Scan the lines below for the string "React" and report how many lines contain it, giving only the number.

* **PROVIDED DATA**:
— BEGIN —

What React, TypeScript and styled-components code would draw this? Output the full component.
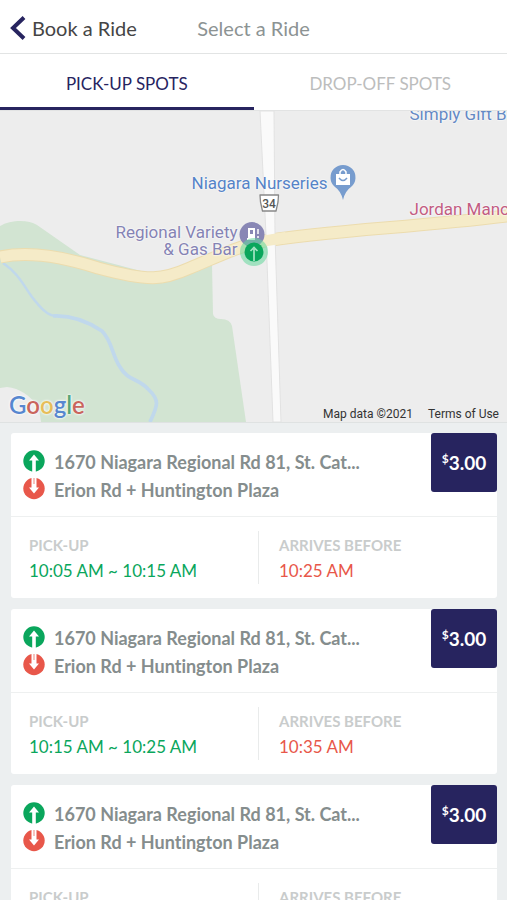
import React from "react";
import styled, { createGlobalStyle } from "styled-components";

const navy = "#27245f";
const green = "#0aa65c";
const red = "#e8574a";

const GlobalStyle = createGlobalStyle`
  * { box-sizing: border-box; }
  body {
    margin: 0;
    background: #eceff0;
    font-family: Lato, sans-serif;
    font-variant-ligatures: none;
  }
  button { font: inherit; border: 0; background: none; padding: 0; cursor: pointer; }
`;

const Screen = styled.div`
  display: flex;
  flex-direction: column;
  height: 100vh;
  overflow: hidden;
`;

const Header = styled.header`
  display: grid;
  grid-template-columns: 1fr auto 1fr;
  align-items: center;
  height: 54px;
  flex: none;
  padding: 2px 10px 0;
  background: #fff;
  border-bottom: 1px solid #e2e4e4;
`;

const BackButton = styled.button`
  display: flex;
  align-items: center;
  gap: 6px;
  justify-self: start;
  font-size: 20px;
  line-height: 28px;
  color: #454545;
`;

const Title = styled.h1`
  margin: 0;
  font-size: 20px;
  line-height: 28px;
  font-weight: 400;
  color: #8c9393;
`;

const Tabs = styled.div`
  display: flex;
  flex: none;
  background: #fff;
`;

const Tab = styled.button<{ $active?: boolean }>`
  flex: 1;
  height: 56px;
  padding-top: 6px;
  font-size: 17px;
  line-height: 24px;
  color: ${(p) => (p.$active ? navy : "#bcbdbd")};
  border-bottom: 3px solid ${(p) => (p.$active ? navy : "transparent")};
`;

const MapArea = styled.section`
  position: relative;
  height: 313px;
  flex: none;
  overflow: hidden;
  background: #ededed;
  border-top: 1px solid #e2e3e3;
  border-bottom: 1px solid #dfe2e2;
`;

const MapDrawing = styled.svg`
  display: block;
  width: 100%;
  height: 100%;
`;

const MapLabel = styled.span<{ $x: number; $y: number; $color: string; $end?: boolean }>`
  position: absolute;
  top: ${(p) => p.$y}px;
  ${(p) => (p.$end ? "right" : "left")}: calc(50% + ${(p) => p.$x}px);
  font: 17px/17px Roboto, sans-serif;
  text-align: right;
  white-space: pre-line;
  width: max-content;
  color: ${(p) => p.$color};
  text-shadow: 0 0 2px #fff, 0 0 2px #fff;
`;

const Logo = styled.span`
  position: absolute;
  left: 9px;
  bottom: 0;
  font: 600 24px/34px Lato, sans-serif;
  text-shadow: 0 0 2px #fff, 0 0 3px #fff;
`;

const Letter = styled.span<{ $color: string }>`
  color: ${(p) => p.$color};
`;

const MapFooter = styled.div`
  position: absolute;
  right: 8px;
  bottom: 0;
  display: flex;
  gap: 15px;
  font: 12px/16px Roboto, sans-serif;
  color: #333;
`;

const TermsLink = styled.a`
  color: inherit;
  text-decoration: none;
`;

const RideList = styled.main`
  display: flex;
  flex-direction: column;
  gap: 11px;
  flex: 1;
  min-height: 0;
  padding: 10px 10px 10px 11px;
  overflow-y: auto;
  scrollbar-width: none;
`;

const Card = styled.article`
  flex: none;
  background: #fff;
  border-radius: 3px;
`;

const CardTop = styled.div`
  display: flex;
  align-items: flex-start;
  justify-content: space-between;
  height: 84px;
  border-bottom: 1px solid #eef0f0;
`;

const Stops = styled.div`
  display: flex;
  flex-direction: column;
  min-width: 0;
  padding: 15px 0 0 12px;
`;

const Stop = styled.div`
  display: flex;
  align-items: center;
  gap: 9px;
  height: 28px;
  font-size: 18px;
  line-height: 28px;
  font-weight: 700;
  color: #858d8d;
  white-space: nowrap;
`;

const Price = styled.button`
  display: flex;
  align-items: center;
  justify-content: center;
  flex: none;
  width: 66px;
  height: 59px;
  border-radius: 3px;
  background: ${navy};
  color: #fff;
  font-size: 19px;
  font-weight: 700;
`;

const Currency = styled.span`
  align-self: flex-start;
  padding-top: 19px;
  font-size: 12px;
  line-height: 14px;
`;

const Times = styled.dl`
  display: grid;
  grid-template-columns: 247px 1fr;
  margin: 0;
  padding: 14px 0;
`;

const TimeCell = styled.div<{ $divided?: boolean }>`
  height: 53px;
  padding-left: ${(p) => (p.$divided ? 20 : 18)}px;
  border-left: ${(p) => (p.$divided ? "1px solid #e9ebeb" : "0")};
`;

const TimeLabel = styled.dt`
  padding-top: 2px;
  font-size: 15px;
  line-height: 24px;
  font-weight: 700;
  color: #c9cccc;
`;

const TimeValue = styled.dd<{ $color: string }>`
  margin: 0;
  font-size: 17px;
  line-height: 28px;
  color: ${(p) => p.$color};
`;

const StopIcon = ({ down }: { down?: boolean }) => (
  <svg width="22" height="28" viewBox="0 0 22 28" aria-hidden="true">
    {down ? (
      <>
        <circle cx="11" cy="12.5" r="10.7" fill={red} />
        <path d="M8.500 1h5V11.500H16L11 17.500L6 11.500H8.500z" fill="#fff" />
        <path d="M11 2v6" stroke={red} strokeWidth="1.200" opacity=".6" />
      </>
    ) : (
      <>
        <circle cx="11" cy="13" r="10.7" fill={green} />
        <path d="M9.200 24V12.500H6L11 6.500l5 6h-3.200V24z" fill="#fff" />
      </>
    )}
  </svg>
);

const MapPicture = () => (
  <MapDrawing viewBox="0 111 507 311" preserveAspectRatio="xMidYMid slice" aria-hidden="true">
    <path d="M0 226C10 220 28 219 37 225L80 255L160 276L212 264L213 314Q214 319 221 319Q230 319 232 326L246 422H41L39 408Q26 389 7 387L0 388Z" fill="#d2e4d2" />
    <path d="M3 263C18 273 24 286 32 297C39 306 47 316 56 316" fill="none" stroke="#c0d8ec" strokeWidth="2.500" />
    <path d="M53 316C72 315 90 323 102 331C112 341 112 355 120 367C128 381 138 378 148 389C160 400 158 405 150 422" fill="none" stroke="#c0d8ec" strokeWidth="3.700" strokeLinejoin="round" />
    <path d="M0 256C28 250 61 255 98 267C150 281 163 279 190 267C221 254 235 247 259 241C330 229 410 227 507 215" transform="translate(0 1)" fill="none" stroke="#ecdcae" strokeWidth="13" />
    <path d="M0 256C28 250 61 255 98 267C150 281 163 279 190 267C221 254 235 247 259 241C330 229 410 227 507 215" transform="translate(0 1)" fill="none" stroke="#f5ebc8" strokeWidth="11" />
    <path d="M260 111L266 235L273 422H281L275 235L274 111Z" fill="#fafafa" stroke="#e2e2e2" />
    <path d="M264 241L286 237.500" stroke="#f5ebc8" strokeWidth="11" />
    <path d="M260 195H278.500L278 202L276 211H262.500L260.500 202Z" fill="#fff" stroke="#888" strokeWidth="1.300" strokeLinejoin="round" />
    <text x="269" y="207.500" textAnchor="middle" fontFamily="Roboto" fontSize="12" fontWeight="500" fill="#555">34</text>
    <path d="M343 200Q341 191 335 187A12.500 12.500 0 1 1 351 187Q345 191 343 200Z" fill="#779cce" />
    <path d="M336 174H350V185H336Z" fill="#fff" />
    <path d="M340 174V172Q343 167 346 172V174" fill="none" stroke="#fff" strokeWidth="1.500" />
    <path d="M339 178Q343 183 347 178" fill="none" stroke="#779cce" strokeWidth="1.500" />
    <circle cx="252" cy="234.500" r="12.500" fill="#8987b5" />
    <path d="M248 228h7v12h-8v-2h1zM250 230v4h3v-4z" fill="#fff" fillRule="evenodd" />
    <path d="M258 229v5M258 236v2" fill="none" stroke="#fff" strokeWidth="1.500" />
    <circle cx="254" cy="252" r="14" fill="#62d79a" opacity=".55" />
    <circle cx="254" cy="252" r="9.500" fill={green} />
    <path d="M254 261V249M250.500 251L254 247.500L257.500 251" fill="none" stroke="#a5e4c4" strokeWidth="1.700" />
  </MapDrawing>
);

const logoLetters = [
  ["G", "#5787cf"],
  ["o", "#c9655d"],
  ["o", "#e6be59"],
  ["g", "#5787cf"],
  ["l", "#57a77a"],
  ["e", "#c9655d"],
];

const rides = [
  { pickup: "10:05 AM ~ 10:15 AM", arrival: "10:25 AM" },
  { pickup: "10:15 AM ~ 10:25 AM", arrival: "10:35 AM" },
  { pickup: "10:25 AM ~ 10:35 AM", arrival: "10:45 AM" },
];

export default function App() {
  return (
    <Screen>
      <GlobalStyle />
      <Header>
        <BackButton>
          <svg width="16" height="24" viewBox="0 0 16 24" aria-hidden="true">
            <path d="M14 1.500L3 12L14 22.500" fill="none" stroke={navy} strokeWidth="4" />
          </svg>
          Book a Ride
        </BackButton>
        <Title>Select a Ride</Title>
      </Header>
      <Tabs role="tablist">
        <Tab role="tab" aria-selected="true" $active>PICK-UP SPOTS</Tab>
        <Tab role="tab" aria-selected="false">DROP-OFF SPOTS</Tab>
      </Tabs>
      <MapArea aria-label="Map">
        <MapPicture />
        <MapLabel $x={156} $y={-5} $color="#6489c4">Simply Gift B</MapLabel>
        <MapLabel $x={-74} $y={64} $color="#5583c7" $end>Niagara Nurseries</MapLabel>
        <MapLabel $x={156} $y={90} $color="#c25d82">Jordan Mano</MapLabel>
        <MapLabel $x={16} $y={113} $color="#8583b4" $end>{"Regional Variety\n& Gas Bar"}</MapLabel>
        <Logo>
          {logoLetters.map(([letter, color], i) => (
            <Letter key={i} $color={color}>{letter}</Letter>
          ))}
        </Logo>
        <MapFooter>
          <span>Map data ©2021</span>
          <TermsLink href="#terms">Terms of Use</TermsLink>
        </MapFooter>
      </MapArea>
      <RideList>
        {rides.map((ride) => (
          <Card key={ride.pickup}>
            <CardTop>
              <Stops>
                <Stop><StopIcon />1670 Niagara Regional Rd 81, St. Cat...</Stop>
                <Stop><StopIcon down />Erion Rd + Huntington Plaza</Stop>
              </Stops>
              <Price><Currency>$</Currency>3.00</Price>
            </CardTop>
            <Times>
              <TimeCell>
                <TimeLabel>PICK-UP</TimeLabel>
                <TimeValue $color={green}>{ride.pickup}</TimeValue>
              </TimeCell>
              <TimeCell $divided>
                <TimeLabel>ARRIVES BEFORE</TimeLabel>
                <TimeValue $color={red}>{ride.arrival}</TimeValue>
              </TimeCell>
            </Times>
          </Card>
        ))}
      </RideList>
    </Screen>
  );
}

— END —

* **RESULT OF THE EXERCISE**: 2